Short problem ->
Transcribe the listing that follows in full, omitting pictures.

--- begin ---

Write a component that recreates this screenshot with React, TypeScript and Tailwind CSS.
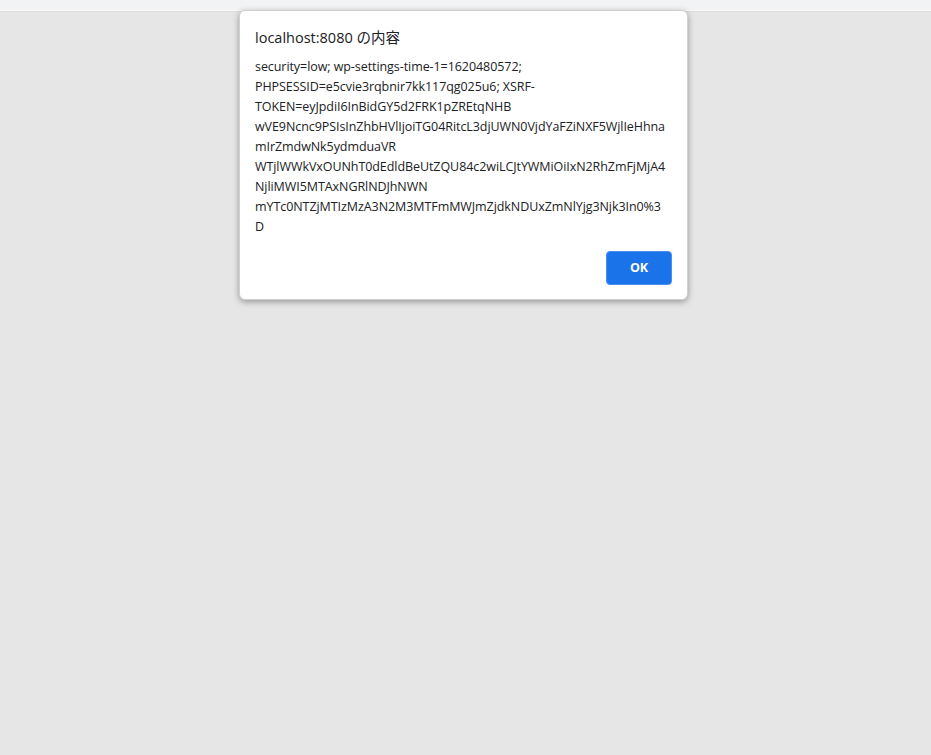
import React from "react";

const lines = [
  "security=low; wp-settings-time-1=1620480572;",
  "PHPSESSID=e5cvie3rqbnir7kk117qg025u6; XSRF-",
  "TOKEN=eyJpdiI6InBidGY5d2FRK1pZREtqNHB",
  "wVE9Ncnc9PSIsInZhbHVlIjoiTG04RitcL3djUWN0VjdYaFZiNXF5WjlIeHhna",
  "mIrZmdwNk5ydmduaVR",
  "WTjlWWkVxOUNhT0dEdldBeUtZQU84c2wiLCJtYWMiOiIxN2RhZmFjMjA4",
  "NjliMWI5MTAxNGRlNDJhNWN",
  "mYTc0NTZjMTIzMzA3N2M3MTFmMWJmZjdkNDUxZmNlYjg3Njk3In0%3",
  "D",
];

export default function App() {
  return (
    <div className="relative h-[755px] w-full overflow-hidden flex flex-col bg-[#e6e6e6] font-['Open_Sans','Noto_Sans_CJK_JP',sans-serif]">
      {/* browser strip */}
      <div className="h-[10px] bg-[#f1f3f4]" />
      <div className="h-[2px] bg-[#fafafa] border-b border-[#dcdcdc]" />
      <div className="flex-1" />

      {/* alert dialog */}
      <div className="absolute left-[239px] top-[10px] w-[449px] h-[290px] bg-white rounded-[6px] shadow-[0_2px_6px_rgba(0,0,0,0.35)] border border-[#d0d0d0] flex flex-col pl-[15px] pr-[15px] pt-[17px]">
        <div className="text-[14.5px] leading-[20px] text-[#202124] whitespace-nowrap">
          localhost:8080 の内容
        </div>
        <div className="mt-[9px] text-[12.5px] leading-[20px] text-[#202124] tracking-[-0.07px]">
          {lines.map((l) => (
            <div key={l} className="whitespace-nowrap">{l}</div>
          ))}
        </div>
        <div className="flex justify-end mt-[14px]">
          <button className="w-[66px] h-[34px] rounded-[4px] bg-[#1a73e8] border border-[#4a8ff0] text-white text-[12.5px] font-bold">
            OK
          </button>
        </div>
      </div>
    </div>
  );
}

--- end ---

Exercise result ->
Write a component that recreates this screenshot with React, TypeScript and Tailwind CSS.
import React from "react";

const lines = [
  "security=low; wp-settings-time-1=1620480572;",
  "PHPSESSID=e5cvie3rqbnir7kk117qg025u6; XSRF-",
  "TOKEN=eyJpdiI6InBidGY5d2FRK1pZREtqNHB",
  "wVE9Ncnc9PSIsInZhbHVlIjoiTG04RitcL3djUWN0VjdYaFZiNXF5WjlIeHhna",
  "mIrZmdwNk5ydmduaVR",
  "WTjlWWkVxOUNhT0dEdldBeUtZQU84c2wiLCJtYWMiOiIxN2RhZmFjMjA4",
  "NjliMWI5MTAxNGRlNDJhNWN",
  "mYTc0NTZjMTIzMzA3N2M3MTFmMWJmZjdkNDUxZmNlYjg3Njk3In0%3",
  "D",
];

export default function App() {
  return (
    <div className="relative h-[755px] w-full overflow-hidden flex flex-col bg-[#e6e6e6] font-['Open_Sans','Noto_Sans_CJK_JP',sans-serif]">
      {/* browser strip */}
      <div className="h-[10px] bg-[#f1f3f4]" />
      <div className="h-[2px] bg-[#fafafa] border-b border-[#dcdcdc]" />
      <div className="flex-1" />

      {/* alert dialog */}
      <div className="absolute left-[239px] top-[10px] w-[449px] h-[290px] bg-white rounded-[6px] shadow-[0_2px_6px_rgba(0,0,0,0.35)] border border-[#d0d0d0] flex flex-col pl-[15px] pr-[15px] pt-[17px]">
        <div className="text-[14.5px] leading-[20px] text-[#202124] whitespace-nowrap">
          localhost:8080 の内容
        </div>
        <div className="mt-[9px] text-[12.5px] leading-[20px] text-[#202124] tracking-[-0.07px]">
          {lines.map((l) => (
            <div key={l} className="whitespace-nowrap">{l}</div>
          ))}
        </div>
        <div className="flex justify-end mt-[14px]">
          <button className="w-[66px] h-[34px] rounded-[4px] bg-[#1a73e8] border border-[#4a8ff0] text-white text-[12.5px] font-bold">
            OK
          </button>
        </div>
      </div>
    </div>
  );
}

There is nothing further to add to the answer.